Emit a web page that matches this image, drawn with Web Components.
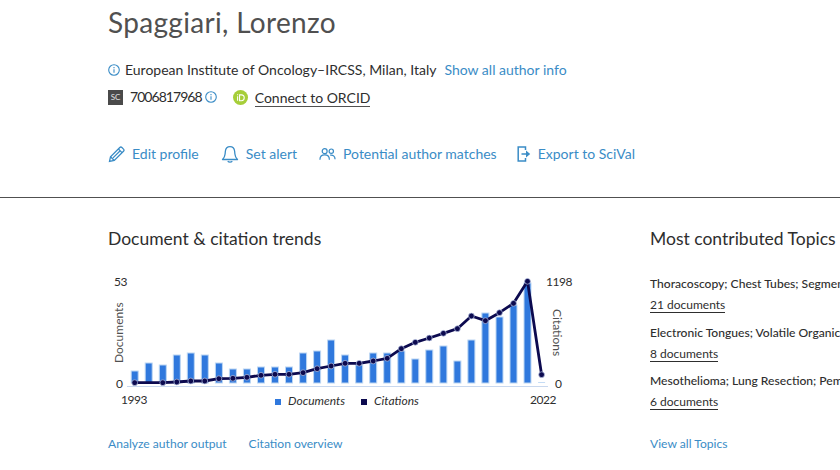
<!DOCTYPE html>
<html lang="en">
<head>
<meta charset="utf-8">
<title>Spaggiari, Lorenzo</title>
<style>
  html, body { margin: 0; height: 470px; width: 840px; overflow: hidden; background: #fff; }
  body { font-family: Lato, "Liberation Sans", sans-serif; color: #2e2e2e; }
</style>
</head>
<body>
<author-page></author-page>

<template id="icon-info">
  <svg width="12" height="12" viewBox="0 0 12 12" fill="none" stroke="#3a8cc6" stroke-width="1.1"><circle cx="6" cy="6" r="5.3"/><path d="M6 5.2v3.6M6 3v1.2"/></svg>
</template>

<script>
// Enlace azul con icono a la izquierda
class ActionLink extends HTMLElement {
  constructor() {
    super();
    this.attachShadow({ mode: "open" });
    this.shadowRoot.innerHTML = `
      <style>
        :host { display: inline-flex; align-items: center; gap: 7px; color: #3a8cc6; font-size: 14px; line-height: 20px; white-space: nowrap; }
        ::slotted(svg) { display: block; flex: none; }
      </style>
      <slot name="icon"></slot><slot></slot>`;
  }
}
customElements.define("action-link", ActionLink);

// Cabecera del autor
class AuthorHeader extends HTMLElement {
  constructor() {
    super();
    this.attachShadow({ mode: "open" });
    const info = document.getElementById("icon-info").innerHTML;
    this.shadowRoot.innerHTML = `
      <style>
        :host { display: block; padding: 4px 0 0 108px; height: 193px; border-bottom: 1px solid #505050; }
        h1 { margin: 0; font-size: 28px; line-height: 36px; font-weight: 400; color: #505050; letter-spacing: .32px; white-space: nowrap; }
        .row { display: flex; align-items: center; font-size: 14px; line-height: 20px; white-space: nowrap; }
        .row svg { display: block; flex: none; }
        .aff { margin-top: 20px; gap: 5px; }
        .aff a { color: #3a8cc6; margin-left: 3px; }
        .ids { margin-top: 7px; }
        .sc { width: 15px; height: 15px; background: #4a4a4a; color: #e4e4e4; font-size: 8px; line-height: 15px; text-align: center; margin-right: 7px; }
        .ids .num { margin-right: 3px; letter-spacing: -.95px; }
        .orcid { margin-left: 16px; margin-right: 7px; }
        .connect { border-bottom: 1px solid #505050; line-height: 17px; margin-top: 2px; }
        .actions { display: flex; margin-top: 37px; gap: 22px; }
      </style>
      <h1>Spaggiari, Lorenzo</h1>
      <div class="row aff">${info}<span>European Institute of Oncology–IRCSS, Milan, Italy</span><a>Show all author info</a></div>
      <div class="row ids">
        <span class="sc">SC</span><span class="num">7006817968</span>${info}
        <svg class="orcid" width="15" height="15" viewBox="0 0 16 16"><circle cx="8" cy="8" r="8" fill="#a6ce39"/><path d="M4.900 6.600v4.800M4.900 4.600v.9" stroke="#fff" stroke-width="1.100" fill="none"/><path d="M7 5.200v6.200h2c1.900 0 3-1.300 3-3.100s-1.100-3.100-3-3.100z" stroke="#fff" stroke-width="1.100" fill="none"/></svg>
        <span class="connect">Connect to ORCID</span>
      </div>
      <div class="actions"><slot></slot></div>`;
  }
}
customElements.define("author-header", AuthorHeader);

// Grafico de documentos y citas
class TrendsChart extends HTMLElement {
  constructor() {
    super();
    this.attachShadow({ mode: "open" });
    const bars = [371,363,365,355,353,355,363,369,369,367,367,367,353,351,340,355,365,353,353,351,359,350,346,361,340,313,317,305,283,382];
    const line = [382.7,382.7,382.7,382,381,381,378.7,378.3,377.3,375.3,374.3,374.3,372.7,368.7,366,363.3,363.3,361,358.3,348.7,342.3,338,333.3,328.7,316,320.7,312.7,303.3,281.3,374.7];
    const x = (k) => (134.7 + k * 14.03).toFixed(1);
    const rects = bars.map((top, k) => {
      const light = k === 29;
      return `<rect x="${(x(k) - 3.5).toFixed(1)}" y="${top}" width="7" height="${383 - top}" fill="${light ? "#c5dcf5" : "#2f78dd"}" stroke="#bcd6f3" stroke-width="${light ? 0 : 1}"/>`;
    }).join("");
    const pts = line.map((y, k) => `${x(k)},${y}`).join(" ");
    const dots = line.map((y, k) => k === 1 ? "" : `<circle cx="${x(k)}" cy="${y}" r="2.900" fill="#0c0a4f" stroke="#b9c6e6" stroke-width=".7"/>`).join("");
    this.shadowRoot.innerHTML = `
      <style>
        :host { display: block; width: 480px; height: 140px; }
        svg { display: block; }
        text { font-family: Lato, "Liberation Sans", sans-serif; font-size: 12px; fill: #2e2e2e; }
        .side { fill: #505050; }
        .num { letter-spacing: -.5px; }
        .it { font-style: italic; }
      </style>
      <svg width="480" height="140" viewBox="100 272 480 140">
        <line x1="127" y1="386.500" x2="548" y2="386.500" stroke="#c9d8ee"/>
        ${rects}
        <polyline points="${pts}" fill="none" stroke="#0c0a4f" stroke-width="2.800" stroke-linejoin="round"/>
        ${dots}
        <text x="114" y="286" class="num">53</text>
        <text x="116" y="388">0</text>
        <text x="546" y="286" class="num">1198</text>
        <text x="555" y="388">0</text>
        <text transform="translate(123 363) rotate(-90)" class="side">Documents</text>
        <text transform="translate(553 309) rotate(90)" class="side">Citations</text>
        <text x="121" y="404" class="num">1993</text>
        <text x="530" y="404" class="num">2022</text>
        <rect x="275" y="399" width="6" height="6" fill="#2f78dd"/>
        <text x="288" y="405" class="it">Documents</text>
        <rect x="361" y="399" width="6" height="6" fill="#0c0a4f"/>
        <text x="374" y="405" class="it">Citations</text>
      </svg>`;
  }
}
customElements.define("trends-chart", TrendsChart);

// Columna izquierda
class TrendsCard extends HTMLElement {
  constructor() {
    super();
    this.attachShadow({ mode: "open" });
    this.shadowRoot.innerHTML = `
      <style>
        :host { display: block; width: 542px; flex: none; }
        h2 { margin: 0; font-size: 17.5px; line-height: 24px; font-weight: 400; color: #2e2e2e; white-space: nowrap; }
        trends-chart { margin: 21px 0 0 -8px; }
        .links { display: flex; gap: 22px; margin-top: 23px; font-size: 12.1px; line-height: 18px; color: #3a8cc6; white-space: nowrap; }
      </style>
      <h2>Document &amp; citation trends</h2>
      <trends-chart></trends-chart>
      <div class="links"><a>Analyze author output</a><a>Citation overview</a></div>`;
  }
}
customElements.define("trends-card", TrendsCard);

// Un tema con su numero de documentos
class TopicItem extends HTMLElement {
  constructor() {
    super();
    this.attachShadow({ mode: "open" });
    this.shadowRoot.innerHTML = `
      <style>
        :host { display: block; font-size: 12.1px; white-space: nowrap; margin-bottom: 10.5px; }
        .title { line-height: 18px; font-weight: 500; color: #2e2e2e; }
        .count { display: inline-block; margin-top: 5px; line-height: 14px; border-bottom: 1px solid #2e2e2e; font-size: 12px; color: #2e2e2e; }
      </style>
      <div class="title"><slot></slot></div>
      <span class="count">${this.getAttribute("count")} documents</span>`;
  }
}
customElements.define("topic-item", TopicItem);

class TopicsCard extends HTMLElement {
  constructor() {
    super();
    this.attachShadow({ mode: "open" });
    this.shadowRoot.innerHTML = `
      <style>
        :host { display: block; white-space: nowrap; }
        h2 { margin: 0 0 24px; font-size: 17.5px; line-height: 24px; font-weight: 400; color: #2e2e2e; }
        .all { display: block; margin-top: 25px; font-size: 12.1px; line-height: 18px; color: #3a8cc6; }
      </style>
      <h2>Most contributed Topics 2018–2022</h2>
      <slot></slot>
      <a class="all">View all Topics</a>`;
  }
}
customElements.define("topics-card", TopicsCard);

// Pagina completa
class AuthorPage extends HTMLElement {
  constructor() {
    super();
    this.attachShadow({ mode: "open" });
    const pencil = `<svg slot="icon" width="17" height="17" viewBox="0 0 17 17" fill="none" stroke="#3a8cc6" stroke-width="1.300"><path d="M1.500 15.500l1-4.800L11.800 1.500a1.500 1.500 0 0 1 2.100 0l1.600 1.600a1.500 1.500 0 0 1 0 2.100L6.300 14.500z"/><path d="M2.500 10.700l3.800 3.800M10.400 3l3.600 3.600M5 11.900l7.200-7.200"/></svg>`;
    const bell = `<svg slot="icon" width="18" height="18" viewBox="0 0 18 18" fill="none" stroke="#3a8cc6" stroke-width="1.300" stroke-linejoin="round"><path d="M1.500 14.500c1.700-1.600 2.400-3 2.600-5.500l.3-3C4.700 3.400 6.600 1.600 9 1.600s4.300 1.800 4.600 4.400l.3 3c.2 2.500.9 3.900 2.600 5.500z"/><path d="M6.700 16.300c.6.600 1.400.9 2.300.9s1.700-.3 2.300-.9"/></svg>`;
    const people = `<svg slot="icon" width="17" height="14" viewBox="0 0 18 14" fill="none" stroke="#3a8cc6" stroke-width="1.300"><circle cx="6" cy="4" r="2.600"/><circle cx="13" cy="4" r="2.300"/><path d="M1 13c0-3.200 2-5 5-5s5 1.800 5 5M11.800 8.200c3-.6 5.200 1.300 5.200 4.300"/></svg>`;
    const exportIcon = `<svg slot="icon" width="14" height="16" viewBox="0 0 14 16" fill="none" stroke="#3a8cc6" stroke-width="1.500"><path d="M8.500 4V1H1.200v14h7.300v-3"/><path d="M4.500 8h5"/><path d="M9 4.600L13.200 8 9 11.400z" fill="#3a8cc6" stroke="none"/></svg>`;
    this.shadowRoot.innerHTML = `
      <style>
        :host { display: block; }
        .columns { display: flex; padding: 29px 0 0 108px; }
        .last { margin-left: -2px; }
      </style>
      <author-header>
        <action-link>${pencil}Edit profile</action-link>
        <action-link>${bell}Set alert</action-link>
        <action-link>${people}Potential author matches</action-link>
        <action-link class="last">${exportIcon}Export to SciVal</action-link>
      </author-header>
      <div class="columns">
        <trends-card></trends-card>
        <topics-card>
          <topic-item count="21">Thoracoscopy; Chest Tubes; Segmentectomy</topic-item>
          <topic-item count="8">Electronic Tongues; Volatile Organic Compounds; Breath Tests</topic-item>
          <topic-item count="6">Mesothelioma; Lung Resection; Pemetrexed</topic-item>
        </topics-card>
      </div>`;
  }
}
customElements.define("author-page", AuthorPage);
</script>
</body>
</html>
________________________
Return only the lines running from the top of the data to the line that holds "</template>". Include both of those lines, but skip the pictures.

> Answer to this task:
Emit a web page that matches this image, drawn with Web Components.
<!DOCTYPE html>
<html lang="en">
<head>
<meta charset="utf-8">
<title>Spaggiari, Lorenzo</title>
<style>
  html, body { margin: 0; height: 470px; width: 840px; overflow: hidden; background: #fff; }
  body { font-family: Lato, "Liberation Sans", sans-serif; color: #2e2e2e; }
</style>
</head>
<body>
<author-page></author-page>

<template id="icon-info">
  <svg width="12" height="12" viewBox="0 0 12 12" fill="none" stroke="#3a8cc6" stroke-width="1.1"><circle cx="6" cy="6" r="5.3"/><path d="M6 5.2v3.6M6 3v1.2"/></svg>
</template>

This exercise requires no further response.